'Day in court' for two CARICOM Prime Ministers Editorial
Guyana Chronicle
October 12, 2003

Related Links: Articles on CARICOM
Letters Menu Archival Menu


TWO CARIBBEAN Prime Ministers had their `day in court' Friday with the satisfaction of having their names cleared from allegations that sought to seriously undermine their reputation.

It was a coincidence that both Prime Ministers Lester Bird of Antigua and Barbuda and Keith Mitchell of Grenada had justice done in their favour on the same day.

The outcome of their respective cases underscored the importance of the court in protecting leaders as well as ordinary folks of a society from those bent on character assassination and outright mischief - a regular feature on so-called `talk shows' here in Guyana on opposition-linked `television' outfits.

In the case of Prime Minister Bird, for some two years he had to face public ridicule resulting from a case filed by lawyers for a girl he was accused of raping and also used for drug trafficking. Incidentally, the girl was never brought to court and her whereabouts remain a mystery.

The accusations were mind-boggling. The girl, said to be of Guyanese parentage, was just over 12 years at the time of the alleged offences. A videotape of the girl alone, produced by two journalists working for the `Antigua Observer' media group, known for its hostility towards Prime Minister Bird and his government, was circulated and used at opposition political meetings to vilify the Prime Minister.

On Friday, the lawyers for the girl, now 15 and carefully kept away from Antigua and Barbuda, where she was living up to the time of the alleged "crimes" committed by Bird, withdrew the civil law suit against the Prime Minister Vindication for Bird, Mitchell

A vindicated Bird, said he now intends to pursue legal claims against the lawyers who represented the girl on the ground they were using her to satisfy political and personal objectives.

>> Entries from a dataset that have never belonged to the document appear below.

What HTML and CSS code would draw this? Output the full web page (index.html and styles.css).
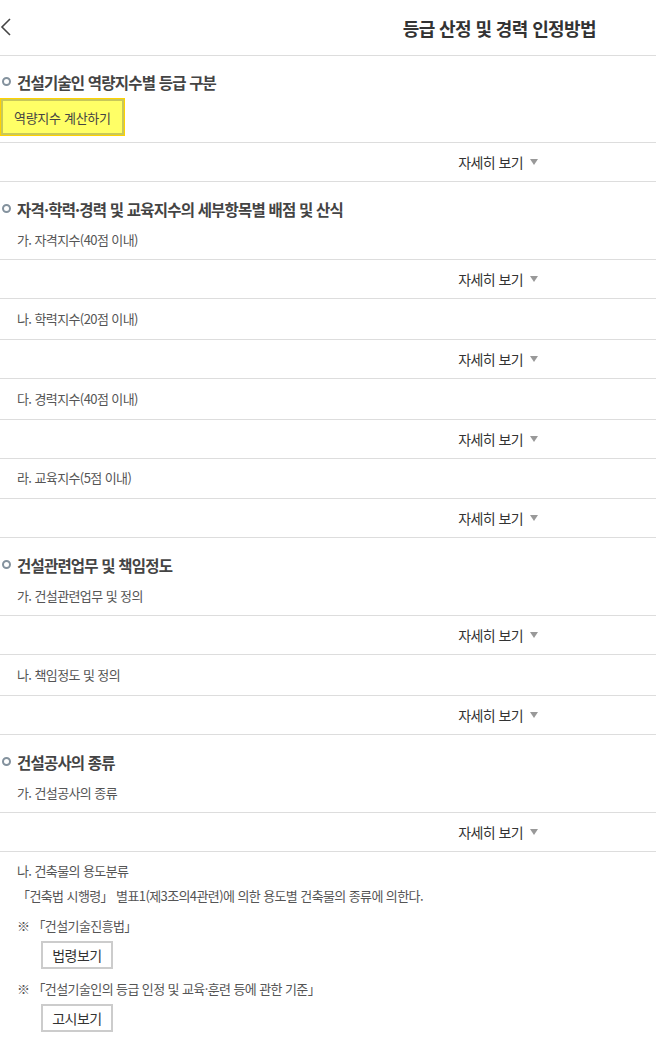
FILE: index.html
```html
<!DOCTYPE html>
<html lang="ko">
<head>
  <meta charset="UTF-8" />
  <meta name="viewport" content="width=device-width, initial-scale=1.0" />
  <title>등급 산정 및 경력 인정방법</title>
  <link rel="stylesheet" href="styles.css">
</head>
<body>
  <div class="header">
    <a class="back" href="#">
      <svg width="12" height="20" viewBox="0 0 12 20"><path d="M10 2 L2 10 L10 18" fill="none" stroke="#444" stroke-width="1.6"/></svg>
    </a>
    <h1>등급 산정 및 경력 인정방법</h1>
  </div>

  <!-- 역량지수 -->
  <div class="sec first">
    <h2 class="sec-title">건설기술인 역량지수별 등급 구분</h2>
    <button class="btn-calc">역량지수 계산하기</button>
  </div>
  <div class="more"><span>자세히 보기</span><i class="arrow"></i></div>

  <!-- 세부항목 -->
  <div class="sec">
    <h2 class="sec-title">자격·학력·경력 및 교육지수의 세부항목별 배점 및 산식</h2>
    <p class="item">가. 자격지수(40점 이내)</p>
  </div>
  <div class="more"><span>자세히 보기</span><i class="arrow"></i></div>
  <p class="item line">나. 학력지수(20점 이내)</p>
  <div class="more"><span>자세히 보기</span><i class="arrow"></i></div>
  <p class="item line">다. 경력지수(40점 이내)</p>
  <div class="more"><span>자세히 보기</span><i class="arrow"></i></div>
  <p class="item line short">라. 교육지수(5점 이내)</p>
  <div class="more"><span>자세히 보기</span><i class="arrow"></i></div>

  <!-- 업무 -->
  <div class="sec">
    <h2 class="sec-title">건설관련업무 및 책임정도</h2>
    <p class="item">가. 건설관련업무 및 정의</p>
  </div>
  <div class="more"><span>자세히 보기</span><i class="arrow"></i></div>
  <p class="item line">나. 책임정도 및 정의</p>
  <div class="more"><span>자세히 보기</span><i class="arrow"></i></div>

  <!-- 공사 종류 -->
  <div class="sec">
    <h2 class="sec-title">건설공사의 종류</h2>
    <p class="item">가. 건설공사의 종류</p>
  </div>
  <div class="more"><span>자세히 보기</span><i class="arrow"></i></div>

  <div class="tail">
    <p class="txt">나. 건축물의 용도분류</p>
    <p class="txt">「건축법 시행령」 별표1(제3조의4관련)에 의한 용도별 건축물의 종류에 의한다.</p>
    <p class="txt note">※ 「건설기술진흥법」</p>
    <button class="btn-law">법령보기</button>
    <p class="txt note">※ 「건설기술인의 등급 인정 및 교육·훈련 등에 관한 기준」</p>
    <button class="btn-law">고시보기</button>
  </div>
</body>
</html>
```

FILE: styles.css
```css
body {
  margin: 0;
  font-family: 'Noto Sans CJK KR', 'Noto Sans', sans-serif;
  color: #333;
  background: #fff;
}

.header {
  display: flex;
  align-items: center;
  height: 55px;
  border-bottom: 1px solid #ddd;
}

.back {
  display: flex;
  margin-top: -2px;
}

.header h1 {
  margin: 0 60px 0 auto;
  font-size: 18px;
  font-weight: 700;
  letter-spacing: -0.6px;
  color: #333;
}

.sec {
  border-top: 1px solid #ddd;
}

.sec.first {
  border-top: none;
  padding-bottom: 6px;
}

.sec-title {
  position: relative;
  margin: 0;
  padding: 15px 0 0 17px;
  font-size: 15.5px;
  line-height: 24px;
  font-weight: 700;
  letter-spacing: -0.8px;
  color: #444;
}

.first .sec-title {
  padding-top: 14px;
}

.sec-title::before {
  content: '';
  position: absolute;
  left: 2px;
  top: 22px;
  width: 5px;
  height: 5px;
  border: 2px solid #84929e;
  border-radius: 50%;
}

.first .sec-title::before {
  top: 21px;
}

.btn-calc {
  display: block;
  margin-top: 4px;
  height: 38px;
  padding: 0 13px;
  background: #ffff66;
  border: 1px solid #ffd200;
  box-shadow: inset 0 0 0 2px #c8c85a;
  font-family: inherit;
  font-size: 13px;
  color: #444;
  letter-spacing: -0.3px;
}

.item {
  margin: 0;
  padding: 9px 0 9px 17px;
  font-size: 13px;
  line-height: 20px;
  color: #555;
  letter-spacing: -0.6px;
}

.item.line {
  border-top: 1px solid #ddd;
  padding: 10px 0 10px 17px;
}

.item.line.short {
  padding: 9px 0 10px 17px;
}

.more {
  display: flex;
  align-items: center;
  justify-content: flex-end;
  height: 38px;
  padding-right: 118px;
  border-top: 1px solid #ddd;
  font-size: 14px;
  color: #333;
  letter-spacing: -0.6px;
}

.arrow {
  width: 0;
  height: 0;
  margin-left: 7px;
  border-left: 4px solid transparent;
  border-right: 4px solid transparent;
  border-top: 6px solid #999;
}

.tail {
  border-top: 1px solid #ddd;
  padding: 9px 0 20px 17px;
}

.txt {
  margin: 0 0 5px;
  font-size: 13px;
  line-height: 20px;
  color: #555;
  letter-spacing: -0.6px;
}

.txt.note {
  margin: 10px 0 5px;
}

.btn-law {
  display: block;
  margin-left: 24px;
  height: 28px;
  width: 72px;
  padding: 0;
  background: #fff;
  border: 2px solid #ccc;
  font-family: inherit;
  font-size: 14px;
  color: #333;
  letter-spacing: -0.5px;
}
```
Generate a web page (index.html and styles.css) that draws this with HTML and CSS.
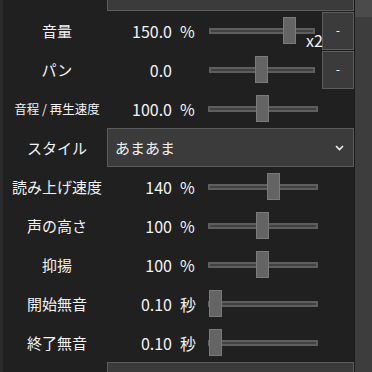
FILE: index.html
```html
<!DOCTYPE html>
<html lang="ja">
<head>
    <meta charset="UTF-8">
    <meta name="viewport" content="width=device-width, initial-scale=1.0">
    <title>ボイス設定</title>
    <link rel="stylesheet" href="styles.css">
</head>
<body>
    <div class="window">
        <div class="edge"></div>

        <div class="panel">
            <div class="box box-top"></div>

            <!-- volume / pan have the reset buttons on the right -->
            <div class="row">
                <div class="label">音量</div>
                <div class="value">150.0</div>
                <div class="unit">%</div>
                <div class="slider short">
                    <div class="track"></div>
                    <div class="thumb" style="left: 74px"></div>
                </div>
                <span class="mult">x2</span>
                <button class="btn">-</button>
            </div>
            <div class="row">
                <div class="label">パン</div>
                <div class="value">0.0</div>
                <div class="unit"></div>
                <div class="slider short">
                    <div class="track"></div>
                    <div class="thumb" style="left: 46px"></div>
                </div>
                <button class="btn">-</button>
            </div>
            <div class="row">
                <div class="label small">音程 / 再生速度</div>
                <div class="value">100.0</div>
                <div class="unit">%</div>
                <div class="slider">
                    <div class="track"></div>
                    <div class="thumb" style="left: 48px"></div>
                </div>
            </div>

            <div class="row">
                <div class="label combo-label">スタイル</div>
                <div class="combo">
                    <span>あまあま</span>
                    <svg class="chevron" width="9" height="6" viewBox="0 0 9 6">
                        <polyline points="1,1 4.5,4.5 8,1" fill="none" stroke="#f0f0f0" stroke-width="1.6"/>
                    </svg>
                </div>
            </div>

            <div class="row">
                <div class="label">読み上げ速度</div>
                <div class="value">140</div>
                <div class="unit">%</div>
                <div class="slider">
                    <div class="track"></div>
                    <div class="thumb" style="left: 59px"></div>
                </div>
            </div>
            <div class="row">
                <div class="label">声の高さ</div>
                <div class="value">100</div>
                <div class="unit">%</div>
                <div class="slider">
                    <div class="track"></div>
                    <div class="thumb" style="left: 48px"></div>
                </div>
            </div>
            <div class="row">
                <div class="label">抑揚</div>
                <div class="value">100</div>
                <div class="unit">%</div>
                <div class="slider">
                    <div class="track"></div>
                    <div class="thumb" style="left: 48px"></div>
                </div>
            </div>
            <div class="row">
                <div class="label">開始無音</div>
                <div class="value">0.10</div>
                <div class="unit">秒</div>
                <div class="slider">
                    <div class="track"></div>
                    <div class="thumb" style="left: 1px"></div>
                </div>
            </div>
            <div class="row">
                <div class="label">終了無音</div>
                <div class="value">0.10</div>
                <div class="unit">秒</div>
                <div class="slider">
                    <div class="track"></div>
                    <div class="thumb" style="left: 1px"></div>
                </div>
            </div>

            <div class="box box-bottom"></div>
        </div>

        <div class="scrollbar">
            <div class="scroll-thumb"></div>
        </div>
    </div>
</body>
</html>
```

FILE: styles.css
```css
body {
    margin: 0;
    background-color: #202020;
    font-family: "Noto Sans CJK JP", "Noto Sans", sans-serif;
    color: #f2f2f2;
}
.window {
    display: flex;
    width: 372px;
    height: 372px;
    overflow: hidden;
}
.edge {
    width: 3px;
    background-color: #2b2b2b;
}
.panel {
    width: 352px;
    display: flex;
    flex-direction: column;
}
.box {
    box-sizing: border-box;
    margin-left: 104px;
    width: 247px;
    background-color: #3b3b3b;
    border: 1px solid #5c5c5c;
    flex-shrink: 0;
}
.box-top {
    height: 12px;
    margin-top: -1px;
}
.box-bottom {
    height: 20px;
}
.row {
    position: relative;
    display: flex;
    align-items: center;
    height: 39px;
    flex-shrink: 0;
}
.label {
    width: 108px;
    text-align: center;
    font-size: 15px;
    white-space: nowrap;
}
.label.small {
    font-size: 12.5px;
}
.value {
    width: 61px;
    text-align: right;
    font-size: 16px;
}
.unit {
    box-sizing: border-box;
    width: 36px;
    padding-left: 8px;
    font-size: 16px;
}
.slider {
    position: relative;
    display: flex;
    align-items: center;
    width: 110px;
    height: 27px;
}
.slider.short {
    margin-left: 1px;
    width: 106px;
}
.track {
    box-sizing: border-box;
    width: 100%;
    height: 6px;
    background-color: #414141;
    border: 2px solid #5e5e5e;
}
.thumb {
    position: absolute;
    top: 0;
    box-sizing: border-box;
    width: 13px;
    height: 27px;
    background-color: #646464;
    border: 1px solid #7a7a7a;
}
.mult {
    position: absolute;
    left: 303px;
    bottom: 2px;
    font-size: 16px;
    line-height: 16px;
}
.btn {
    box-sizing: border-box;
    margin-left: 7px;
    width: 32px;
    height: 38px;
    padding: 0;
    background-color: #3b3b3b;
    border: 1px solid #5c5c5c;
    color: #f2f2f2;
    font-family: "Noto Sans", sans-serif;
    font-size: 12px;
}
.combo-label {
    box-sizing: border-box;
    width: 104px;
    padding-left: 4px;
}
.combo {
    box-sizing: border-box;
    display: flex;
    align-items: center;
    justify-content: space-between;
    width: 247px;
    height: 39px;
    padding: 0 9px 0 7px;
    background-color: #3b3b3b;
    border: 1px solid #5c5c5c;
    font-size: 15px;
}
.scrollbar {
    width: 17px;
    background-color: #3d3d3d;
    border-left: 1px solid #1a1a1a;
}
.scroll-thumb {
    height: 17px;
    background-color: #4b4b4b;
}
```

He said he would also press ahead with his libel suit against the `Observer' company and Opposition Leader Baldwin Spencer, for maliciously slandering him in connection with the allegations involving the girl.

Across in St. George's, Grenada, Prime Minister Mitchell eventually also won his day in court when he was awarded EC$100,000 (US$37,453) against the `Grenada Today' newspaper, its editor George Worme, the paper's printers, `Trinidad Express' and Steve Fassihi, for a libel published on March 30, 2001.

The paper had published a letter from Fassihi, in which Prime Minister Mitchell was accused of being "corrupt" and "incompetent". The author of the letter, currently in the USA, did not offer a defence in the libel action.

Prime Minister Mitchell had sued for EC$1 million but the court awarded him EC$100,000 plus EC$20,000 in legal costs.

Both Prime Ministers would know, from their respective experiences that freedom of the press does not mean abuse and slander of other people's rights, or to engage in mischief for narrow and partisan political objectives.